■ **Exercise directions**:
Line by line, repeat the data below exactly, beginning at the first line and ending at the line with "import React from 'react'". Omit pictures.

◆ ◆ ◆ ◆ ◆ ◆ ◆

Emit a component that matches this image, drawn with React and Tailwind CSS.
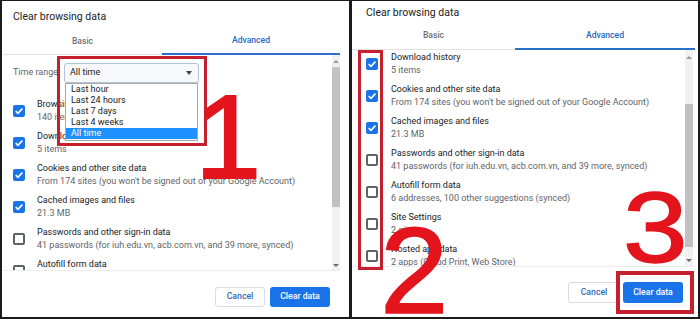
import React from 'react'

const Check = ({ checked }) => {
  if (checked) {
    return (
      <div className="w-[12px] h-[12px] rounded-[2px] bg-[#1a73e8] flex items-center justify-center shrink-0">
        <svg width="10" height="10" viewBox="0 0 10 10">
          <path d="M1.7 5.1 L4 7.3 L8.4 2.7" fill="none" stroke="white" strokeWidth="1.7" />
        </svg>
      </div>
    )
  }
  return <div className="w-[12px] h-[12px] rounded-[2px] border-2 border-[#5f6368] shrink-0" />
}

const Row = ({ checked, title, sub, textGap }) => (
  <div className="h-[32px] flex items-center shrink-0">
    <Check checked={checked} />
    <div className={`${textGap} flex flex-col whitespace-nowrap`}>
      <span className="text-[9px] leading-[13px] text-[#202124]">{title}</span>
      <span className="text-[9px] leading-[13px] text-[#5f6368]">{sub}</span>
    </div>
  </div>
)

const UpArrow = () => (
  <div className="w-0 h-0 border-l-[3px] border-r-[3px] border-b-[3px] border-l-transparent border-r-transparent border-b-[#9a9a9a]" />
)

const DownArrow = () => (
  <div className="w-0 h-0 border-l-[3px] border-r-[3px] border-t-[3px] border-l-transparent border-r-transparent border-t-[#6b6b6b]" />
)

const Tabs = ({ basicW, h }) => (
  <div className={`flex ${h} border-b border-[#e3e3e3] shrink-0`}>
    <div className={`${basicW} flex items-center justify-center text-[8.6px] font-medium text-[#6b6f73]`}>Basic</div>
    <div className="flex-1 flex items-center justify-center text-[8.6px] font-medium text-[#2a66bd] border-b-2 border-[#2a6fc9] -mb-px">
      Advanced
    </div>
  </div>
)

const Buttons = ({ cancelW, gap, h }) => (
  <div className={`flex justify-end ${gap}`}>
    <button className={`${cancelW} ${h} rounded-[3px] border border-[#dadce0] bg-white text-[8.7px] font-medium text-[#3367b8]`}>
      Cancel
    </button>
    <button className={`w-[60px] ${h} rounded-[3px] bg-[#1a73e8] text-[8.7px] font-medium text-white`}>
      Clear data
    </button>
  </div>
)

const LeftPanel = () => (
  <div className="w-[347px] bg-white flex flex-col">
    <div className="pt-[9px] pl-[11px] h-[23px] text-[10.5px] leading-[14px] text-[#202124] shrink-0">
      Clear browsing data
    </div>
    <div className="flex-1 flex flex-col pl-[1px] pr-[9px] mt-[4px]">
      <Tabs basicW="w-[159px]" h="h-[27px]" />
      <div className="h-[215px] flex shrink-0">
        <div className="flex-1 overflow-hidden pl-[10px]">
          <div className="h-[20px] mt-[8px] flex items-center">
            <span className="w-[51px] text-[9px] text-[#5f6368] whitespace-nowrap">Time range</span>
            <div className="w-[135px] h-[20px] rounded-[3px] border border-[#b4c3d8] bg-[#f7f8fa] flex items-center justify-between pl-[5px] pr-[6px]">
              <span className="text-[9px] text-[#202124]">All time</span>
              <div className="w-0 h-0 border-l-[3.5px] border-r-[3.5px] border-t-[4px] border-l-transparent border-r-transparent border-t-[#444]" />
            </div>
          </div>
          <div className="mt-[12px] flex flex-col">
            <Row checked title="Browsing history" sub="140 items" textGap="ml-[12px]" />
            <Row checked title="Download history" sub="5 items" textGap="ml-[12px]" />
            <Row checked title="Cookies and other site data" sub="From 174 sites (you won't be signed out of your Google Account)" textGap="ml-[12px]" />
            <Row checked title="Cached images and files" sub="21.3 MB" textGap="ml-[12px]" />
            <Row title="Passwords and other sign-in data" sub="41 passwords (for iuh.edu.vn, acb.com.vn, and 39 more, synced)" textGap="ml-[12px]" />
            <Row title="Autofill form data" sub="6 addresses, 100 other suggestions (synced)" textGap="ml-[12px]" />
          </div>
        </div>
        <div className="w-[8px] h-full bg-[#f1f1f1] flex flex-col items-center">
          <div className="h-[12px] flex items-center"><UpArrow /></div>
          <div className="w-full h-[140px] bg-[#c1c1c1]" />
          <div className="flex-1" />
          <div className="h-[10px] flex items-center"><DownArrow /></div>
        </div>
      </div>
      <div className="flex-1 border-t border-[#ececec] pt-[16px] pr-[10px]">
        <Buttons cancelW="w-[50px]" gap="gap-[5px]" h="h-[20px]" />
      </div>
    </div>
  </div>
)

const RightPanel = () => (
  <div className="w-[346px] bg-white flex flex-col">
    <div className="pt-[5px] pl-[14px] h-[19px] text-[10.5px] leading-[14px] text-[#202124] shrink-0">
      Clear browsing data
    </div>
    <div className="flex-1 flex flex-col pr-[3px] mt-[2px]">
      <Tabs basicW="w-[163px]" h="h-[28px]" />
      <div className="h-[216px] flex shrink-0">
        <div className="flex-1 overflow-hidden pl-[14px]">
          <div className="-mt-[2px] flex flex-col">
            <Row checked title="Download history" sub="5 items" textGap="ml-[13px]" />
            <Row checked title="Cookies and other site data" sub="From 174 sites (you won't be signed out of your Google Account)" textGap="ml-[13px]" />
            <Row checked title="Cached images and files" sub="21.3 MB" textGap="ml-[13px]" />
            <Row title="Passwords and other sign-in data" sub="41 passwords (for iuh.edu.vn, acb.com.vn, and 39 more, synced)" textGap="ml-[13px]" />
            <Row title="Autofill form data" sub="6 addresses, 100 other suggestions (synced)" textGap="ml-[13px]" />
            <Row title="Site Settings" sub="2 sites" textGap="ml-[13px]" />
            <Row title="Hosted app data" sub="2 apps (Cloud Print, Web Store)" textGap="ml-[13px]" />
          </div>
        </div>
        <div className="w-[8px] mr-[2px] h-full bg-[#f1f1f1] flex flex-col items-center">
          <div className="h-[14px] flex items-center"><UpArrow /></div>
          <div className="w-full h-[143px] mt-[40px] bg-[#c1c1c1]" />
          <div className="flex-1" />
          <div className="h-[12px] flex items-center"><DownArrow /></div>
        </div>
      </div>
      <div className="flex-1 border-t border-[#ececec] pt-[15px] pr-[12px]">
        <Buttons cancelW="w-[52px]" gap="gap-[3px]" h="h-[21px]" />
      </div>
    </div>
  </div>
)

export default function App() {
  return (
    <div className="relative w-[700px] h-[319px] bg-[#1b1b1b] flex gap-[3px] px-[2px] pt-[1px] pb-[2px] overflow-hidden font-[Roboto,'Liberation_Sans',sans-serif]">
      <LeftPanel />
      <RightPanel />

      {/* time range dropdown list */}
      <div className="absolute left-[65px] top-[83px] w-[133px] h-[58px] border border-[#a8a8a8] bg-white flex flex-col">
        <div className="h-[11px] pl-[5px] text-[9px] leading-[11px] text-[#202124]">Last hour</div>
        <div className="h-[11px] pl-[5px] text-[9px] leading-[11px] text-[#202124]">Last 24 hours</div>
        <div className="h-[11px] pl-[5px] text-[9px] leading-[11px] text-[#202124]">Last 7 days</div>
        <div className="h-[11px] pl-[5px] text-[9px] leading-[11px] text-[#202124]">Last 4 weeks</div>
        <div className="h-[11px] pl-[5px] text-[9px] leading-[11px] text-white bg-[#1e90ff]">All time</div>
      </div>

      {/* red highlight frames */}
      <div className="absolute left-[57px] top-[56px] w-[150px] h-[90px] border-[3px] border-[#c5202e]" />
      <div className="absolute left-[358px] top-[50px] w-[25px] h-[220px] border-[3px] border-[#c5202e]" />
      <div className="absolute left-[616px] top-[271px] w-[78px] h-[43px] border-[4px] border-[#c5202e]" />

      {/* step numbers */}
      <div className="absolute left-[195px] top-[77px] text-[119px] leading-none text-[#e3141c] [-webkit-text-stroke:2px_#e3141c] font-['Liberation_Sans',sans-serif]">1</div>
      <div className="absolute left-[380px] top-[209px] text-[123px] leading-none text-[#e3141c] [-webkit-text-stroke:1.5px_#e3141c] font-['Liberation_Sans',sans-serif]">2</div>
      <div className="absolute left-[623px] top-[177px] text-[101px] leading-none text-[#e3141c] [-webkit-text-stroke:1.5px_#e3141c] font-['Liberation_Sans',sans-serif] scale-x-[1.15] origin-left">3</div>
    </div>
  )
}
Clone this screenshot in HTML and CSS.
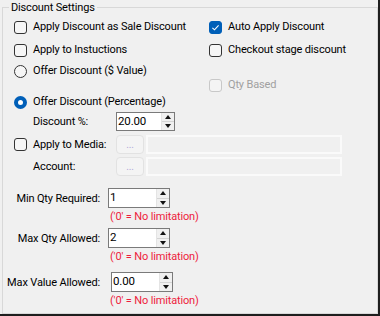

◆ ◆ ◆ ◆ ◆ ◆ ◆

■ **Complete answer**:
Emit a component that matches this image, drawn with React and Tailwind CSS.
import React from 'react'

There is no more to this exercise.